Выслушав это, Скотт впервые за все время их знакомства посмотрел на ротмистра с явным уважением, и даже с признательностью. Оказывается, ни там, на основной базе, ни в полубредовой суете полярного похода, он так и не сумел по-настоящему присмотреться к этому человеку.
13
Четверо полярных скитальцев уже стояли у саней, а Эванс все еще продолжал возиться с походной обувью, точно так же, как вчера вечером он возился со своими ночными сапогами [50] . Скотт повелительно взглянул на Бауэрса; лейтенант кивнул и вернулся в палатку, чтобы поторопить, а то и помочь товарищу.
50
Готовясь к ночлегу, участники экспедиции снимали походные сапоги и обувались в ночные, в которых ложились в спальные мешки.

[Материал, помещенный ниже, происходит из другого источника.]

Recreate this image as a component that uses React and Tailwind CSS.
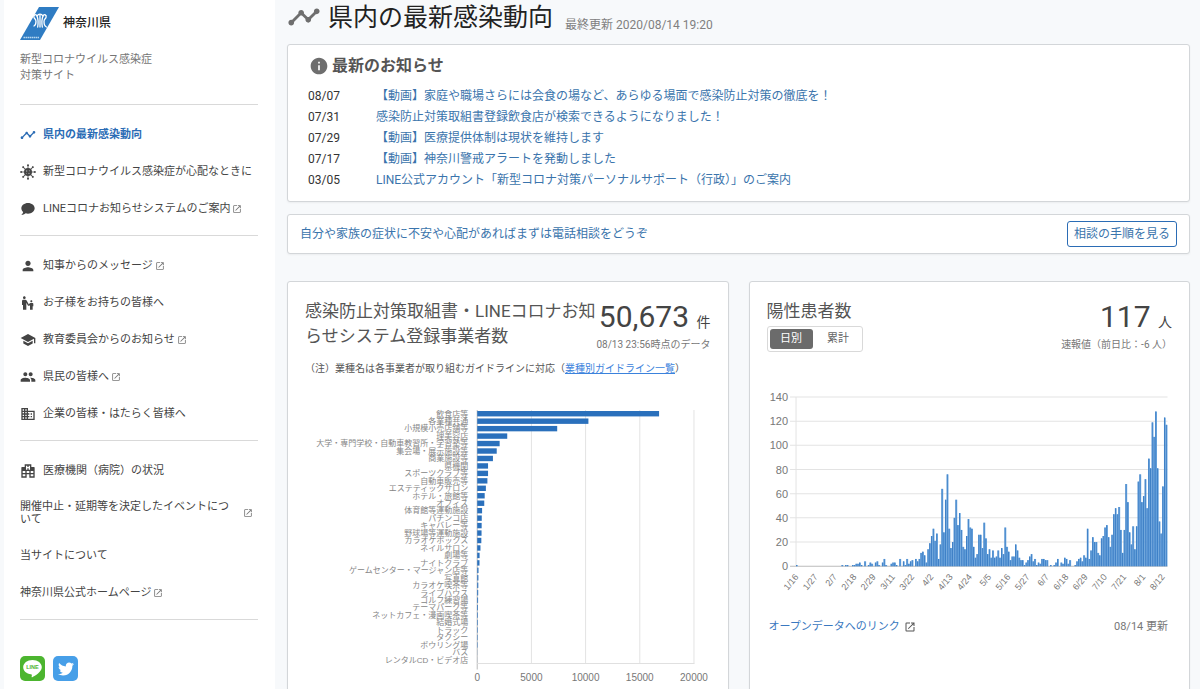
import React, { useState } from 'react';
import { MdTimeline, MdPerson, MdEscalatorWarning, MdSchool, MdPeople, MdBusiness, MdOpenInNew, MdInfo } from 'react-icons/md';
import { FaTwitter } from 'react-icons/fa';

const ChatIcon = ({ className }) => (
    <svg viewBox="0 0 24 24" fill="currentColor" className={className} aria-hidden="true">
        <path d="M12,3C17.5,3 22,6.58 22,11C22,15.42 17.5,19 12,19C10.76,19 9.57,18.82 8.47,18.5C5.55,21 2,21 2,21C4.33,18.67 4.7,17.1 4.75,16.5C3.05,15.07 2,13.13 2,11C2,6.58 6.5,3 12,3Z" />
    </svg>
);

const VirusIcon = ({ className }) => (
    <svg viewBox="0 0 24 24" fill="currentColor" className={className} aria-hidden="true">
        <circle cx="12" cy="12" r="6" />
        {[0, 45, 90, 135, 180, 225, 270, 315].map((angle) => (
            <g key={angle} transform={`rotate(${angle} 12 12)`}>
                <path d="M11.4 2H12.6V7H11.4Z" />
                <circle cx="12" cy="1.700" r="1.500" />
            </g>
        ))}
        <g fill="#fff" opacity=".6">
            <circle cx="10" cy="10.5" r="1" />
            <circle cx="14" cy="10" r=".8" />
            <circle cx="13.5" cy="14" r="1" />
            <circle cx="9.8" cy="14" r=".7" />
        </g>
    </svg>
);

const HospitalIcon = ({ className }) => (
    <svg viewBox="0 0 24 24" fill="currentColor" className={className} aria-hidden="true">
        <path d="M2,22V7A1,1 0 0,1 3,6H7V2H17V6H21A1,1 0 0,1 22,7V22H14V17H10V22H2M9,4V10H11V8H13V10H15V4H13V6H11V4H9M4,20H8V17H4V20M4,15H8V12H4V15M16,20H20V17H16V20M16,15H20V12H16V15M10,15H14V12H10V15Z" />
    </svg>
);

const NAV_GROUPS = [
    [
        { label: '県内の最新感染動向', icon: MdTimeline, active: true },
        { label: '新型コロナウイルス感染症が心配なときに', icon: VirusIcon },
        { label: 'LINEコロナお知らせシステムのご案内', icon: ChatIcon, external: true },
    ],
    [
        { label: '知事からのメッセージ', icon: MdPerson, external: true },
        { label: 'お子様をお持ちの皆様へ', icon: MdEscalatorWarning },
        { label: '教育委員会からのお知らせ', icon: MdSchool, external: true },
        { label: '県民の皆様へ', icon: MdPeople, external: true },
        { label: '企業の皆様・はたらく皆様へ', icon: MdBusiness },
    ],
    [
        { label: '医療機関（病院）の状況', icon: HospitalIcon },
        { label: '開催中止・延期等を決定したイベントについて', external: true },
        { label: '当サイトについて' },
        { label: '神奈川県公式ホームページ', external: true },
    ],
];

const NEWS = [
    { date: '08/07', text: '【動画】家庭や職場さらには会食の場など、あらゆる場面で感染防止対策の徹底を！' },
    { date: '07/31', text: '感染防止対策取組書登録飲食店が検索できるようになりました！' },
    { date: '07/29', text: '【動画】医療提供体制は現状を維持します' },
    { date: '07/17', text: '【動画】神奈川警戒アラートを発動しました' },
    { date: '03/05', text: 'LINE公式アカウント「新型コロナ対策パーソナルサポート（行政）」のご案内' },
];

const INDUSTRIES = [
    ['飲食店等', 16780], ['各業種共通', 10260], ['小規模小売店舗等', 7380], ['理美容店', 2770],
    ['大学・専門学校・自動車教習所・学習塾等', 2070], ['集会場・展示施設等', 1800], ['商業施設等', 1450],
    ['県機関', 1000], ['スポーツクラブ等', 1000], ['自動車販売等', 940], ['エステティックサロン', 800],
    ['ホテル・旅館等', 690], ['オフィス', 650], ['体育館等運動施設', 450], ['パチンコ店', 420],
    ['キャバレー等', 410], ['野球場等運動施設', 400], ['カラオケボックス', 380], ['ネイルサロン', 300],
    ['劇場等', 220], ['ナイトクラブ', 210], ['ゲームセンター・マージャン店等', 120], ['写真館', 110],
    ['カラオケ喫茶等', 100], ['ライブハウス', 90], ['ゴルフ練習場', 80], ['テーマパーク等', 70],
    ['ネットカフェ・漫画喫茶等', 60], ['結婚式場', 55], ['トラック', 50], ['タクシー', 45],
    ['ボウリング場', 40], ['バス', 10], ['レンタルCD・ビデオ店', 5],
];

// daily positives, 1/16 - 8/14
const DAILY = [
    1, 0, 0, 0, 0, 0, 0, 0, 0, 0, 0, 0, 0, 0, 0, 0, 0, 0, 0, 0,
    0, 0, 0, 0, 0, 0, 1, 0, 1, 1, 0, 0, 1, 1, 2, 2, 3, 1, 0, 4,
    0, 1, 3, 2, 0, 3, 4, 1, 0, 3, 6, 1, 0, 0, 2, 3, 3, 1, 0, 6,
    0, 4, 1, 6, 2, 4, 5, 0, 6, 4, 6, 11, 12, 9, 3, 14, 19, 25, 31, 21,
    27, 6, 18, 64, 28, 55, 76, 31, 15, 20, 40, 55, 34, 44, 30, 16, 14, 25, 39, 32,
    31, 16, 7, 10, 26, 26, 15, 36, 23, 10, 14, 7, 13, 7, 8, 13, 7, 15, 10, 32,
    16, 12, 5, 8, 8, 18, 13, 7, 5, 5, 1, 3, 5, 8, 10, 4, 6, 1, 3, 2,
    6, 6, 5, 5, 0, 1, 0, 1, 3, 6, 0, 3, 2, 7, 6, 2, 5, 0, 0, 1,
    4, 6, 7, 4, 9, 7, 31, 6, 13, 24, 20, 20, 11, 9, 23, 25, 32, 34, 24, 16,
    26, 43, 48, 43, 49, 30, 11, 30, 68, 53, 28, 18, 33, 14, 33, 70, 76, 53, 58, 72,
    48, 89, 81, 119, 107, 128, 81, 37, 27, 66, 123, 117,
];

const DAY_LABELS = [
    '1/16', '1/27', '2/7', '2/18', '2/29', '3/11', '3/22', '4/2', '4/13', '4/24',
    '5/5', '5/16', '5/27', '6/7', '6/18', '6/29', '7/10', '7/21', '8/1', '8/12',
];

function NavItem({ item }) {
    const Icon = item.icon;
    return (
        <li>
            <a
                href="#"
                className={
                    'flex min-h-[21px] items-center ' +
                    (item.active ? 'font-bold text-[#2b6cb5]' : 'text-[#444]')
                }
            >
                {Icon && <Icon className="mr-[7px] size-4 shrink-0" />}
                <span className="py-[3px]">{item.label}</span>
                {item.external && <MdOpenInNew className={'size-[10px] shrink-0 text-[#777] ' + (item.label.length > 20 ? 'mr-[5px] ml-2' : 'ml-[2px]')} />}
            </a>
        </li>
    );
}

function Sidebar() {
    return (
        <aside className="ml-1 w-[271px] shrink-0 bg-white pt-[7px] pr-[17px] pl-4 text-[11px] leading-[13px]">
            <header className="border-b border-[#d9d9d9] pb-5">
                <a href="#" className="flex items-center gap-1 text-[12px] font-medium text-[#222]">
                    <svg viewBox="0 0 39 33" className="h-[33px] w-[39px]" role="img" aria-label="logo">
                        <path d="M19 0H39L20 33H0Z" fill="#2f7cc3" />
                        <g fill="none" stroke="#fff" strokeWidth="1.3" strokeLinecap="round">
                            <path d="M20 8V20" />
                            <path d="M17.7 20C18.3 16 18.3 12 17 9C16 6.5 13 8 14 10.5C14.5 12 16 12 16 14.5C16 17 15 18.5 14 19" />
                            <path d="M22.3 20C21.7 16 21.7 12 23 9C24 6.5 27 8 26 10.5C25.5 12 24 12 24 14.5C24 17 25 19.5 26.5 20" />
                            <path d="M17 9C18.5 6.5 21.5 6.5 23 9" />
                        </g>
                        <path d="M3.5 30.5H19" stroke="#b7d6ee" strokeWidth="1.5" strokeDasharray="1.5 .5" />
                    </svg>
                    神奈川県
                </a>
                <p className="mt-3 leading-4 text-[#757575]">
                    新型コロナウイルス感染症<br />対策サイト
                </p>
            </header>
            <nav>
                {NAV_GROUPS.map((group, i) => (
                    <ul key={i} className="flex flex-col gap-4 border-b border-[#d9d9d9] pt-[19px] pb-4">
                        {group.map((item) => <NavItem key={item.label} item={item} />)}
                    </ul>
                ))}
            </nav>
            <div className="mt-9 flex gap-2">
                <a href="#" aria-label="LINE">
                    <svg viewBox="0 0 25 25" className="size-[25px]">
                        <rect width="25" height="25" rx="5" fill="#4cb52f" />
                        <path d="M12.5 4C7.3 4 3.2 7.2 3.2 11.2C3.2 14.8 6.5 17.7 11 18.3C12.3 18.6 11.8 19.5 11.6 21C11.6 21.4 11.9 21.4 12.3 21.2C15 19.8 21.8 15.8 21.8 11.2C21.8 7.2 17.7 4 12.5 4Z" fill="#fff" />
                        <text x="12.5" y="13.3" textAnchor="middle" fontSize="5.5" className="font-['Liberation_Sans',sans-serif] font-bold" fill="#4cb52f">LINE</text>
                    </svg>
                </a>
                <a href="#" aria-label="Twitter" className="flex size-[25px] items-center justify-center rounded-[5px] bg-[#479fe8]">
                    <FaTwitter className="size-4 text-white" />
                </a>
            </div>
        </aside>
    );
}

function IndustryChart() {
    const left = 172;
    const top = 10;
    const row = 7.45;
    const bottom = top + row * INDUSTRIES.length;
    const scale = 216.5 / 20000;
    return (
        <svg viewBox="0 0 405 290" className="mt-[23px] w-full font-['Liberation_Sans','Noto_Sans_CJK_JP',sans-serif]">
            {[0, 5000, 10000, 15000, 20000].map((v) => (
                <g key={v}>
                    <line x1={left + v * scale} x2={left + v * scale} y1={top} y2={bottom + (v === 0 ? 6 : 0)} stroke={v === 0 ? '#bbb' : '#e3e3e3'} />
                    <text x={left + v * scale} y="281" textAnchor="middle" fontSize="10" fill="#777">{v}</text>
                </g>
            ))}
            <line x1={left} x2="389" y1={bottom} y2={bottom} stroke="#e0e0e0" />
            {INDUSTRIES.map(([name, value], i) => (
                <g key={name}>
                    <text x="163" y={top + row * i + 6.5} textAnchor="end" fontSize="8" fill="#868686">{name}</text>
                    <rect x={left} y={top + row * i + 1} width={value * scale} height="5.4" fill="#2a70bc" />
                </g>
            ))}
        </svg>
    );
}

function PatientsChart({ values, max, step }) {
    const left = 29;
    const bottom = 177;
    const day = 371 / values.length;
    const scale = 169 / max;
    const ticks = [];
    for (let v = 0; v <= max; v += step) ticks.push(v);
    return (
        <svg viewBox="0 0 405 210" className="mt-9 w-full font-['Liberation_Sans',sans-serif]">
            {ticks.map((v) => (
                <g key={v}>
                    <line x1="23" x2="400" y1={bottom - v * scale} y2={bottom - v * scale} stroke={v === 0 ? '#bbb' : '#e3e3e3'} />
                    <text x="21" y={bottom - v * scale + 4} textAnchor="end" fontSize="11" fill="#777">{v}</text>
                </g>
            ))}
            <line x1={left} x2={left} y1={bottom - 169} y2={bottom} stroke="#e3e3e3" />
            {values.map((v, i) => (
                <g key={i}>
                    <rect x={left + day * i} y={bottom - v * scale} width={day} height={v * scale} fill="#6ba6e0" />
                    <rect x={left + day * i} y={bottom - v * scale} width="1" height={v * scale} fill="#3f80c6" />
                </g>
            ))}
            {DAY_LABELS.map((label, i) => {
                const x = left + 3 + i * 11 * day;
                return (
                    <text key={label} x={x} y="188" textAnchor="end" fontSize="9" fill="#777" transform={`rotate(-50 ${x} 188)`}>{label}</text>
                );
            })}
        </svg>
    );
}

function DataCard({ title, value, unit, note, children, controls }) {
    return (
        <section className="min-w-0 flex-1 rounded-[3px] border border-[#d3d6d9] bg-white px-[17px] pt-[17px] pb-5 shadow-xs">
            <div className="flex justify-between">
                <div>
                    <h3 className="text-[17px] leading-[25px] text-[#555]">{title}</h3>
                    {controls}
                </div>
                <div className="shrink-0 text-right whitespace-nowrap">
                    <p className="mt-[3px] text-[30px] leading-[30px] text-[#444]">
                        {value} <span className="text-[14px]">{unit}</span>
                    </p>
                    <p className="text-[10px] leading-4 text-[#777]">{note}</p>
                </div>
            </div>
            {children}
        </section>
    );
}

export default function App() {
    const [mode, setMode] = useState('daily');

    let sum = 0;
    const total = DAILY.map((v) => (sum += v));

    const toggleClass = (on) =>
        'w-[43px] rounded-[3px] text-[11px] leading-5 ' + (on ? 'bg-[#6b6b6b] text-white' : 'text-[#666]');

    return (
        <div className="flex h-screen overflow-hidden bg-[#f7f9fb] font-['Roboto','Noto_Sans_CJK_JP',sans-serif]">
            <Sidebar />
            <main className="min-w-0 flex-1 pr-[10px] pl-3">
                <div className="flex h-[44px] items-start">
                    <MdTimeline className="mr-[7px] size-[34px] text-[#6e6e6e]" />
                    <h2 className="text-[25px] leading-[36px] text-[#222]">県内の最新感染動向</h2>
                    <p className="mt-[17px] ml-3 text-[12px] leading-4 text-[#808080]">最終更新 2020/08/14 19:20</p>
                </div>

                <section className="rounded-[3px] border border-[#d3d6d9] bg-white px-5 pt-[10px] pb-[10px] shadow-xs">
                    <h3 className="ml-px flex items-center gap-[3px] text-[16px] leading-[22px] font-bold text-[#555]">
                        <MdInfo className="size-5 text-[#6e6e6e]" />
                        最新のお知らせ
                    </h3>
                    <ul className="mt-[9px] text-[12px] leading-[21px]">
                        {NEWS.map((item) => (
                            <li key={item.date} className="flex">
                                <time className="w-[68px] text-[#333]">{item.date}</time>
                                <a href="#" className="text-[#3a74ac]">{item.text}</a>
                            </li>
                        ))}
                    </ul>
                </section>

                <section className="mt-3 flex items-center justify-between rounded-[3px] border border-[#d3d6d9] bg-white py-[6px] pr-3 pl-3 text-[12px] text-[#3a74ac] shadow-xs">
                    <p>自分や家族の症状に不安や心配があればまずは電話相談をどうぞ</p>
                    <button type="button" className="rounded-[3px] border border-[#2b6cb5] px-[6px] leading-6">相談の手順を見る</button>
                </section>

                <div className="mt-[27px] flex items-stretch gap-5">
                    <DataCard
                        title="感染防止対策取組書・LINEコロナお知らせシステム登録事業者数"
                        value="50,673"
                        unit="件"
                        note="08/13 23:56時点のデータ"
                    >
                        <p className="mt-2 text-[10px] leading-4 text-[#555]">
                            （注）業種名は各事業者が取り組むガイドラインに対応（<a href="#" className="text-[#3b82dc] underline">業種別ガイドライン一覧</a>）
                        </p>
                        <IndustryChart />
                    </DataCard>

                    <DataCard
                        title="陽性患者数"
                        value="117"
                        unit="人"
                        note="速報値（前日比：-6 人）"
                        controls={
                            <div className="mt-[2px] flex w-fit gap-1 rounded-[3px] border border-[#d9d9d9] p-[2px]">
                                <button type="button" onClick={() => setMode('daily')} className={toggleClass(mode === 'daily')}>日別</button>
                                <button type="button" onClick={() => setMode('total')} className={toggleClass(mode === 'total')}>累計</button>
                            </div>
                        }
                    >
                        {mode === 'daily'
                            ? <PatientsChart values={DAILY} max={140} step={20} />
                            : <PatientsChart values={total} max={4000} step={500} />}
                        <div className="mt-5 flex items-center justify-between text-[11px] leading-4">
                            <a href="#" className="ml-[2px] flex items-center gap-1 text-[#3a78c0]">
                                オープンデータへのリンク <MdOpenInNew className="size-3 text-[#555]" />
                            </a>
                            <span className="pr-1 text-[#777]">08/14 更新</span>
                        </div>
                    </DataCard>
                </div>
            </main>
        </div>
    );
}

— Я так полагаю, что ноги унтер-офицера вообще вскоре откажутся служить ему, — вполголоса проговорил капитан, приблизившись к врачу.
— Откажутся служить как путешественнику, решившемуся на такой переход, — уточнил Уилсон, задумчиво глядя на собственные изрядно истоптанные сапоги. — Обувь не успевает просушиваться, в тридцатипятиградусный мороз мы выходим в насквозь промокших сапогах.
— Если мы сделаем суточный привал, вы сможете чем-то помочь унтер-офицеру?
— Применю мази, дам небольшую дозу обезболивающего, чтобы он поспал дольше обычного, а значит, набрался сил. Но ровно через два-три часа похода он вновь окажется в том же состоянии, в котором находится сейчас.
— Хотите сказать, что мы лишь зря потеряем сутки?
— Вместе с продуктами, которых нам может не хватить до следующего склада, — молвил Отс.
— Даже если бы мы изыскали возможность устроить себе недельный отдых, все равно общего характера состояния Эванса это не изменило бы. Спасти его может только госпиталь. И еще уход в условиях нашей основной базы или хотя бы корабельной каюты. Но самое страшное не это.
— А что же?
— То, что вскоре все мы окажемся в том же состоянии, что и Эванс. Возможно, с разницей в пять-шесть дней. В том числе и я, потому что…
— Сейчас меня беспокоит состояние Эванса, доктор, — жестко прервал его Скотт, как прерывал каждого, кто пытался затевать с ним разговор о приближающейся гибели экспедиции. — Именно его. При всем уважении к вам, вашему состоянию и конечно же вашему просвещенному мнению.
— Прошу прощения, сэр. Просто я пытался говорить с вами языком медика.
— Если языком медика, то коротко и ясно ответьте мне на один вопрос: сколько дней Эванс еще может продержаться?
— Максимум неделю. При условии, что перед сном мы будем заниматься его ногами и носом, спасая то и другое от гангрены.
— Вот и настаивайте на этом, доктор, настаивайте.
Они молча, сочувственно проследили за тем, как Бауэрс помогает унтер-офицеру выбраться из палатки. Заметив, что все трое обратили на него внимание, Эванс вырвал руку из руки лейтенанта, чтобы показать, что ни в какой помощи не нуждается.
— Если вы ждете меня, джентльмены, то я готов, — проговорил он, впрягаясь в лямки и недоуменно глядя на своих спутников, которые все еще оставались по обе стороны от саней.
Состояние Эдгара не просто беспокоило начальника экспедиции, но и вызывало горечь и недоумение. Он с трудом понимал, что произошло с этим рослым, почти могучего телосложения человеком. На этого унтер-офицера капитан возлагал особые надежды — физически наиболее сильный, уравновешенный, а главное, умелый и по-настоящему мастеровитый, он казался незаменимым и при ремонте саней, и при закреплении поклажи на них или разбивке лагеря, и когда приходилось тащить сани на очередную возвышенность.